There is no space to use the rest of these succinct statements as to the dangers of interference with academic freedom. I can remember well a Minister of Education saying: “I think ethnology is the study of the skulls of Maoris and Morions,” and it would be a startling position if he were able to deny salary supplies to a professor who had a different view of ethnology, or any subject for that matter.

In this country, our very heritage should enable our university institutions to lead the world in freedom. We are out of the pioneer stage of “make do.” We should surely be conscious that economy in education expenditure is a deliberate squandering of our human capital.

Otago university. (From an etching by M. Matthews).

Otago university. (From an etching by M. Matthews).
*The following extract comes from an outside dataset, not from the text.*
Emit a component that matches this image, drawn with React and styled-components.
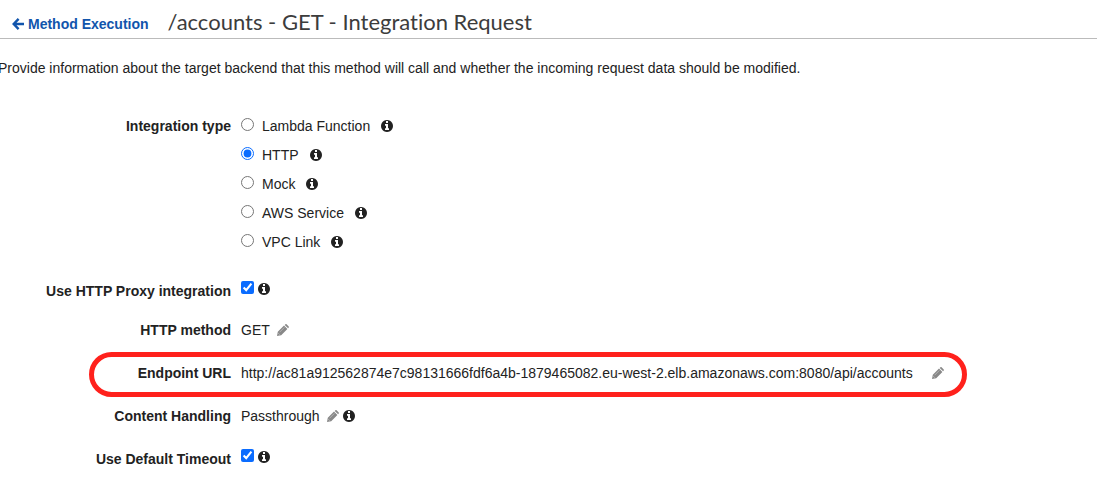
import React from "react";
import styled, { createGlobalStyle } from "styled-components";

const GlobalStyle = createGlobalStyle`
  * { box-sizing: border-box; }
  body {
    margin: 0;
    background: #fff;
    color: #222;
    font: 14px/20px "Liberation Sans", Arial, sans-serif;
    overflow-x: hidden;
  }
`;

const Header = styled.header`
  display: flex;
  align-items: center;
  gap: 19px;
  padding: 6px 12px 0;
  height: 39px;
  border-bottom: 1px solid #bbb;
`;

const BackLink = styled.a`
  display: flex;
  align-items: center;
  gap: 4px;
  padding-top: 4px;
  color: #1155ac;
  font-weight: bold;
  text-decoration: none;
  white-space: nowrap;
`;

const Title = styled.h1`
  margin: 0;
  color: #3c3c3c;
  font: 400 22px/32px Lato, sans-serif;
  font-variant-ligatures: none;
  white-space: nowrap;
`;

const Intro = styled.p`
  margin: 19px 0 0 -2px;
`;

const Form = styled.form`
  margin-top: 33px;
  padding-bottom: 16px;
`;

const Row = styled.div`
  position: relative;
  display: grid;
  grid-template-columns: 231px 1fr;
  column-gap: 10px;
  width: fit-content;
  min-height: 20px;
  margin-bottom: ${(p) => p.$gap ?? 23}px;
`;

const RadioGroup = styled.fieldset`
  display: grid;
  grid-template-columns: 231px 1fr;
  column-gap: 10px;
  margin: 0 0 25px;
  padding: 0;
  border: 0;
`;

const Label = styled.label`
  font-weight: bold;
  text-align: right;
  white-space: nowrap;
`;

const GroupLabel = styled.span`
  padding-top: 5px;
  font-weight: bold;
  text-align: right;
`;

const Name = styled.span`
  font-weight: bold;
  text-align: right;
`;

const Options = styled.div`
  display: flex;
  flex-direction: column;
`;

const Option = styled.div`
  display: flex;
  align-items: center;
  height: 29px;
`;

const OptionLabel = styled.label`
  display: flex;
  align-items: center;
  gap: 8px;
  margin-right: 11px;
`;

const Tick = styled.input`
  flex: none;
  width: 13px;
  height: 13px;
  margin: 0 0 ${(p) => (p.type === "radio" ? 3 : 4)}px;
  accent-color: #0a6cff;
`;

const Value = styled.div`
  display: flex;
  align-items: center;
  white-space: nowrap;
`;

const Url = styled.span`
  min-width: 684px;
`;

const IconButton = styled.button`
  display: flex;
  margin-left: ${(p) => p.$space ?? 0}px;
  padding: 0;
  border: 0;
  background: none;
  color: ${(p) => p.$color || "#222"};
  cursor: pointer;
`;

const CheckValue = styled(Value)`
  gap: 4px;
  height: 16px;
`;

const Highlight = styled.span`
  position: absolute;
  inset: -11px -23px -14px 89px;
  border: 5px solid #ff211c;
  border-radius: 23px;
  pointer-events: none;
`;

const ArrowIcon = () => (
  <svg width="12" height="12" viewBox="0 0 12 12" fill="none" stroke="currentColor" strokeWidth="2.4" aria-hidden="true">
    <path d="M6.6 .9 1.7 6l4.9 5.1M2 6h10" />
  </svg>
);

const InfoIcon = () => (
  <svg width="12" height="12" viewBox="0 128 1536 1536" fill="currentColor" aria-hidden="true">
    <path d="M1024 1376v-160q0-14-9-23t-23-9h-96v-512q0-14-9-23t-23-9h-320q-14 0-23 9t-9 23v160q0 14 9 23t23 9h96v320h-96q-14 0-23 9t-9 23v160q0 14 9 23t23 9h448q14 0 23-9t9-23zm-128-896v-192q0-14-9-23t-23-9h-192q-14 0-23 9t-9 23v192q0 14 9 23t23 9h192q14 0 23-9t9-23zm640 416q0 209-103 385.5t-279.5 279.5-385.5 103-385.5-103-279.5-279.5-103-385.5 103-385.5 279.5-279.5 385.5-103 385.5 103 279.5 279.5 103 385.5z" />
  </svg>
);

const PencilIcon = () => (
  <svg width="12" height="12" viewBox="0 0 12 12" aria-hidden="true">
    <path fill="currentColor" d="M0 12 .8 7.8 7 1.6l3.4 3.4-6.2 6.2zM7.7 .9 8.4.3q.6-.5 1.2 0l2.1 2.1q.5.6 0 1.2l-.6.7z" />
    <path stroke="#fff" strokeWidth=".6" fill="none" d="m2.6 8.2 4.8-4.8M1.2 9.1l1.7 1.7" opacity=".6" />
  </svg>
);

const Info = ({ about, space }) => (
  <IconButton type="button" aria-label={`About ${about}`} $space={space}>
    <InfoIcon />
  </IconButton>
);

const Edit = ({ what }) => (
  <IconButton type="button" aria-label={`Edit ${what}`} $space={7} $color="#888">
    <PencilIcon />
  </IconButton>
);

const types = ["Lambda Function", "HTTP", "Mock", "AWS Service", "VPC Link"];

const CheckRow = ({ id, label, gap }) => (
  <Row $gap={gap}>
    <Label htmlFor={id}>{label}</Label>
    <CheckValue>
      <Tick type="checkbox" id={id} defaultChecked />
      <Info about={label} />
    </CheckValue>
  </Row>
);

export default function App() {
  return (
    <>
      <GlobalStyle />
      <Header>
        <BackLink href="#method-execution">
          <ArrowIcon />
          Method Execution
        </BackLink>
        <Title>/accounts - GET - Integration Request</Title>
      </Header>
      <main>
        <Intro>
          Provide information about the target backend that this method will call and whether the incoming request data
          should be modified.
        </Intro>
        <Form>
          <RadioGroup aria-labelledby="integration-type">
            <GroupLabel id="integration-type">Integration type</GroupLabel>
            <Options>
              {types.map((type) => (
                <Option key={type}>
                  <OptionLabel>
                    <Tick type="radio" name="type" defaultChecked={type === "HTTP"} />
                    {type}
                  </OptionLabel>
                  <Info about={type} />
                </Option>
              ))}
            </Options>
          </RadioGroup>
          <CheckRow id="proxy" label="Use HTTP Proxy integration" gap={19} />
          <Row>
            <Name>HTTP method</Name>
            <Value>
              GET
              <Edit what="HTTP method" />
            </Value>
          </Row>
          <Row>
            <Name>Endpoint URL</Name>
            <Value>
              <Url>http://ac81a912562874e7c98131666fdf6a4b-1879465082.eu-west-2.elb.amazonaws.com:8080/api/accounts</Url>
              <Edit what="endpoint URL" />
            </Value>
            <Highlight />
          </Row>
          <Row>
            <Name>Content Handling</Name>
            <Value>
              Passthrough
              <Edit what="content handling" />
              <Info about="content handling" space={4} />
            </Value>
          </Row>
          <CheckRow id="timeout" label="Use Default Timeout" gap={0} />
        </Form>
      </main>
    </>
  );
}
The founders of this “new Britain” had a vision of a people who shared together every cultural advantage possessed by the ruling classes of the land they left. The University was to he an important ingredient factor in the fashioning of a race of independent thinkers, with intellectual as well as physical enterprise. Perhaps their hopes have not altogether been falsified, but I doubt if, without more devotion, more practical aid to our men of ideas, we can accompany our present march to material prosperity by forming our university into the ideal presented in the following quotation from J. C. Beaglehole:

“As a court of justice should be no respecter of persons, so the university should be no respecter of ideas; as we do not seek to intimidate the majesty of the law, so we should recoil with equal repugnance from the intimidation of the intellect. For the intellect is by nature critical, and only in the free functioning of intelligence is there hope for the university or for the world. But this freedom is also beautiful and desirable in itself. That is the open secret which the university, in its nature, exists perpetually to rediscover.”

What can we in New Zealand do to give these golden words a real meaning?